* _GIVEN REQUEST_:
Starting at the first line of the listing below, repeat each line exactly until the line containing "import React from", which you include. Leave out pictures.

Stored items
○ ○ ○ ○ ○

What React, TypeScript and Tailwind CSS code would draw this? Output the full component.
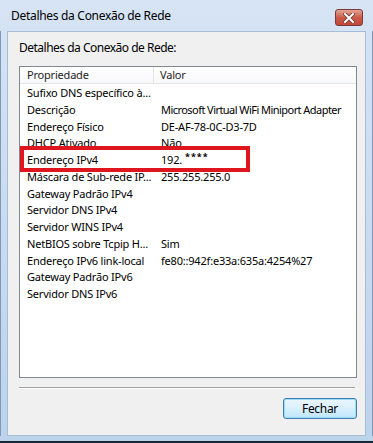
import React from "react";

const rows: [string, string][] = [
  ["Sufixo DNS específico à...", ""],
  ["Descrição", "Microsoft Virtual WiFi Miniport Adapter"],
  ["Endereço Físico", "DE-AF-78-0C-D3-7D"],
  ["DHCP Ativado", "Não"],
  ["Endereço IPv4", "192."],
  ["Máscara de Sub-rede IP...", "255.255.255.0"],
  ["Gateway Padrão IPv4", ""],
  ["Servidor DNS IPv4", ""],
  ["Servidor WINS IPv4", ""],
  ["NetBIOS sobre Tcpip H...", "Sim"],
  ["Endereço IPv6 link-local", "fe80::942f:e33a:635a:4254%27"],
  ["Gateway Padrão IPv6", ""],
  ["Servidor DNS IPv6", ""],
];

export default function App() {
  return (
    <div
      className="relative w-[373px] h-[443px] overflow-hidden flex flex-col text-black bg-gradient-to-b from-[#d6e4f4] to-[#bcd3ec]"
      style={{ fontFamily: '"Noto Sans", "Open Sans", Arial, sans-serif' }}
    >
      {/* title bar */}
      <div className="h-[31px] flex items-start shrink-0">
        <div className="pl-[11px] pt-[8px] text-[12px] leading-[16px] tracking-[-0.3px]">
          Detalhes da Conexão de Rede
        </div>
        <div className="ml-auto mr-[10px] mt-[9px] w-[28px] h-[17px] rounded-[3px] border border-[#7a3a3a] bg-gradient-to-b from-[#e3a495] via-[#cc5a48] to-[#c0473a] flex items-center justify-center">
          <svg width="12" height="10" viewBox="0 0 12 10">
            <path d="M2 1 L10 9 M10 1 L2 9" stroke="#6a3a3a" strokeWidth="3.6" strokeLinecap="square" />
            <path d="M2 1 L10 9 M10 1 L2 9" stroke="#ffffff" strokeWidth="2" strokeLinecap="square" />
          </svg>
        </div>
      </div>
      {/* body */}
      <div className="flex h-[405px] shrink-0">
        <div className="w-[7px] shrink-0 border-l border-[#7d98b8]" />
        <div className="flex-1 bg-[#f0f0f0] flex flex-col pl-[11px] pr-[8px] border border-[#a7bdd6]">
          <div className="mt-[8px] h-[16px] text-[12px] leading-[16px] tracking-[-0.5px]">
            Detalhes da Conexão de Rede:
          </div>
          <div className="mt-[10px] h-[312px] bg-white border border-[#828790] flex flex-col text-[11px] tracking-[-0.2px]">
            <div className="h-[17px] flex border-b border-[#e5e5e5] leading-[16px] text-[#1e1e1e] bg-gradient-to-b from-white to-[#f7f8fa]">
              <div className="w-[134px] pl-[7px] border-r border-[#e5e5e5]">Propriedade</div>
              <div className="pl-[6px]">Valor</div>
            </div>
            <div className="pt-[1px]">
              {rows.map(([k, v]) => (
                <div key={k} className="h-[16.75px] flex leading-[16px] whitespace-nowrap">
                  <div className="w-[134px] shrink-0 pl-[7px] overflow-hidden">{k}</div>
                  <div className={k === "Descrição" ? "pl-[7px] tracking-[-0.55px]" : "pl-[7px]"}>
                    {v}
                    {k === "Endereço IPv4" && (
                      <span className="ml-[3px] align-[4px] text-[9px] leading-[9px] font-bold tracking-[1px]">****</span>
                    )}
                  </div>
                </div>
              ))}
            </div>
          </div>
          <div className="mt-[9px] mr-[2px] h-[2px] border-t border-[#a0a0a0] border-b border-b-white" />
          <div className="mt-[9px] flex justify-end">
            <button className="w-[74px] shrink-0 h-[21px] rounded-[3px] border border-[#3c7fb1] bg-gradient-to-b from-[#eaf6fd] via-[#d9f0fc] to-[#bee6fd] text-[12px] leading-[18px] tracking-[-0.3px] shadow-[inset_0_0_0_1px_#9ddaf8]">
              Fechar
            </button>
          </div>
        </div>
        <div className="w-[7px] shrink-0 border-r border-[#7d98b8]" />
      </div>
      <div className="h-[5px] shrink-0" />
      <div className="h-[2px] shrink-0 bg-[#1a2633]" />
      {/* highlight */}
      <div className="absolute left-[20px] top-[146px] w-[230px] h-[26px] border-[4px] border-[#e0161f]" />
    </div>
  );
}
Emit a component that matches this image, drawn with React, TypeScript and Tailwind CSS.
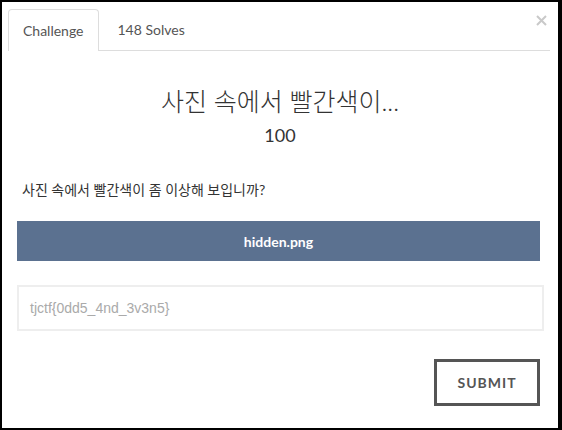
export default function App() {
  return (
    <div className="w-[562px] h-[430px] bg-black pt-[2px] pl-[2px]">
      <div
        className="relative w-[556px] h-[426px] bg-white pt-[7px]"
        style={{ fontFamily: "Lato, 'Noto Sans CJK KR', sans-serif" }}
      >
        {/* tabs */}
        <div className="ml-[6px] mr-[8px] flex border-b border-[#dddddd] h-[42px]">
          <div className="h-[42px] px-[14px] border border-b-0 border-[#dddddd] rounded-t-[4px] bg-white flex items-center text-[14px] text-[#555555] leading-none">
            Challenge
          </div>
          <div className="ml-[3px] h-[41px] px-[16px] flex items-center text-[14px] text-[#555555] leading-none">
            148 Solves
          </div>
        </div>
        <button className="absolute left-[532px] top-[11px] w-[15px] h-[15px] flex items-center justify-center">
          <svg width="11" height="11" viewBox="0 0 11 11">
            <path d="M1 1 L10 10 M10 1 L1 10" stroke="#c9c9c9" strokeWidth="2" />
          </svg>
        </button>

        {/* challenge header */}
        <h2 className="mt-[35px] h-[30px] leading-[30px] text-center text-[25px] font-light text-[#333333]">
          사진 속에서 빨간색이...
        </h2>
        <div className="mt-[8px] h-[22px] leading-[22px] text-center text-[18px] text-[#333333]">
          100
        </div>
        <p className="mt-[34px] ml-[20px] h-[20px] leading-[20px] text-[14px] text-[#333333]">
          사진 속에서 빨간색이 좀 이상해 보입니까?
        </p>

        {/* file */}
        <div className="mt-[21px] ml-[15px] w-[523px] h-[40px] bg-[#5b7190] flex items-center justify-center text-[14px] font-bold text-white">
          hidden.png
        </div>

        {/* flag input */}
        <div className="mt-[24px] ml-[15px] w-[527px] h-[46px] border-2 border-[#eeeeee] flex items-center px-[11px]">
          <span
            className="text-[14px] text-[#aaaaaa]"
            style={{ fontFamily: "'Liberation Sans', Arial, sans-serif" }}
          >
            tjctf{"{"}0dd5_4nd_3v3n5{"}"}
          </span>
        </div>

        <div className="flex justify-end w-[538px] mt-[28px]">
          <button className="w-[106px] h-[47px] border-[3px] border-[#555555] text-[14px] font-bold tracking-[1px] text-[#555555]">
            SUBMIT
          </button>
        </div>
      </div>
    </div>
  );
}
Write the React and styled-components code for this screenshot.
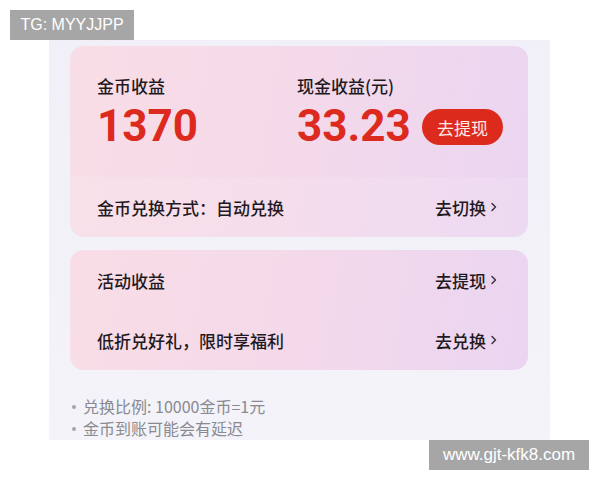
import styled, { createGlobalStyle } from 'styled-components';

const GlobalStyle = createGlobalStyle`
  html, body {
    margin: 0;
    padding: 0;
    background: #ffffff;
  }
  body {
    font-family: "Noto Sans CJK SC", "Noto Sans", sans-serif;
  }
`;

const Chevron = () => (
  <svg width="8" height="10" viewBox="0 0 8 10">
    <path d="M2 1.5 L5.5 5 L2 8.5" fill="none" stroke="#3a3340" strokeWidth="1.5" strokeLinecap="round" strokeLinejoin="round" />
  </svg>
);

export default function App() {
  return (
    <>
      <GlobalStyle />
      <Page>
        <Frame>
          <Card>
            <Stats>
              <Stat>
                <Label>金币收益</Label>
                <Amount>1370</Amount>
              </Stat>
              <Stat>
                <Label>现金收益(元)</Label>
                <AmountRow>
                  <Amount>33.23</Amount>
                  <Withdraw>去提现</Withdraw>
                </AmountRow>
              </Stat>
            </Stats>
            <Row $soft>
              <RowText>金币兑换方式：自动兑换</RowText>
              <RowLink>
                去切换 <Chevron />
              </RowLink>
            </Row>
          </Card>

          <Card>
            <Row>
              <RowText>活动收益</RowText>
              <RowLink>
                去提现 <Chevron />
              </RowLink>
            </Row>
            <Row>
              <RowText>低折兑好礼，限时享福利</RowText>
              <RowLink>
                去兑换 <Chevron />
              </RowLink>
            </Row>
          </Card>

          <Notes>
            <Note>兑换比例: 10000金币=1元</Note>
            <Note>金币到账可能会有延迟</Note>
          </Notes>
        </Frame>
        <Mark $top>TG: MYYJJPP</Mark>
        <Mark>www.gjt-kfk8.com</Mark>
      </Page>
    </>
  );
}

const Page = styled.div`
  position: relative;
  width: 600px;
  height: 480px;
  padding-top: 40px;
  box-sizing: border-box;
`;

const Frame = styled.div`
  margin-left: 49px;
  width: 501px;
  height: 400px;
  box-sizing: border-box;
  padding: 6px 22px 0 21px;
  background: linear-gradient(180deg, #f1f0f8 0%, #f3f3f9 100%);
  display: flex;
  flex-direction: column;
  gap: 13px;
`;

const Card = styled.div`
  border-radius: 14px;
  overflow: hidden;
  background: linear-gradient(100deg, #f9dde6 0%, #f4d9ea 50%, #ead5f1 100%);
  display: flex;
  flex-direction: column;
`;

const Stats = styled.div`
  display: grid;
  grid-template-columns: 200px 1fr;
  height: 131px;
  box-sizing: border-box;
  padding: 28px 25px 0 27px;
`;

const Stat = styled.div`
  display: flex;
  flex-direction: column;
  gap: 2px;
`;

const Label = styled.div`
  font-size: 17px;
  font-weight: 500;
  line-height: 24px;
  color: #1f1a22;
`;

const AmountRow = styled.div`
  display: flex;
  align-items: center;
  justify-content: space-between;
`;

const Amount = styled.div`
  font-family: Roboto, "Liberation Sans", sans-serif;
  font-weight: 700;
  font-size: 44px;
  line-height: 52px;
  color: #dd2a1f;
`;

const Withdraw = styled.div`
  width: 81px;
  height: 36px;
  border-radius: 18px;
  background: #dc2a1c;
  color: #ffe9e6;
  font-size: 17px;
  display: flex;
  align-items: center;
  justify-content: center;
  margin-top: 2px;
`;

const Row = styled.div`
  height: 60px;
  display: flex;
  align-items: center;
  justify-content: space-between;
  padding: 0 30px 0 27px;
  background: ${(p) => (p.$soft ? 'rgba(255, 255, 255, 0.12)' : 'transparent')};
`;

const RowText = styled.div`
  font-size: 17px;
  font-weight: 500;
  color: #1f1a22;
`;

const RowLink = styled.div`
  display: flex;
  align-items: center;
  gap: 4px;
  font-size: 17px;
  font-weight: 500;
  color: #1f1a22;
`;

const Notes = styled.div`
  margin-top: 12px;
  display: flex;
  flex-direction: column;
  gap: 0;
`;

const Note = styled.div`
  font-size: 16px;
  line-height: 22px;
  color: #8a8a90;
  padding-left: 13px;
  position: relative;
  &::before {
    content: '';
    position: absolute;
    left: 2px;
    top: 10px;
    width: 4px;
    height: 4px;
    border-radius: 50%;
    background: #a4a4aa;
  }
`;

const Mark = styled.div`
  position: absolute;
  ${(p) => (p.$top ? 'left: 10px; top: 10px; width: 124px;' : 'left: 429px; top: 440px; width: 160px;')}
  height: 30px;
  background: #a6a6a6;
  color: #ffffff;
  font-family: "Liberation Sans", Arial, sans-serif;
  font-size: ${(p) => (p.$top ? '16px' : '17px')};
  display: flex;
  align-items: center;
  justify-content: center;
`;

○ ○ ○ ○ ○

* _OUTPUT_:
What React, TypeScript and Tailwind CSS code would draw this? Output the full component.
import React from "react";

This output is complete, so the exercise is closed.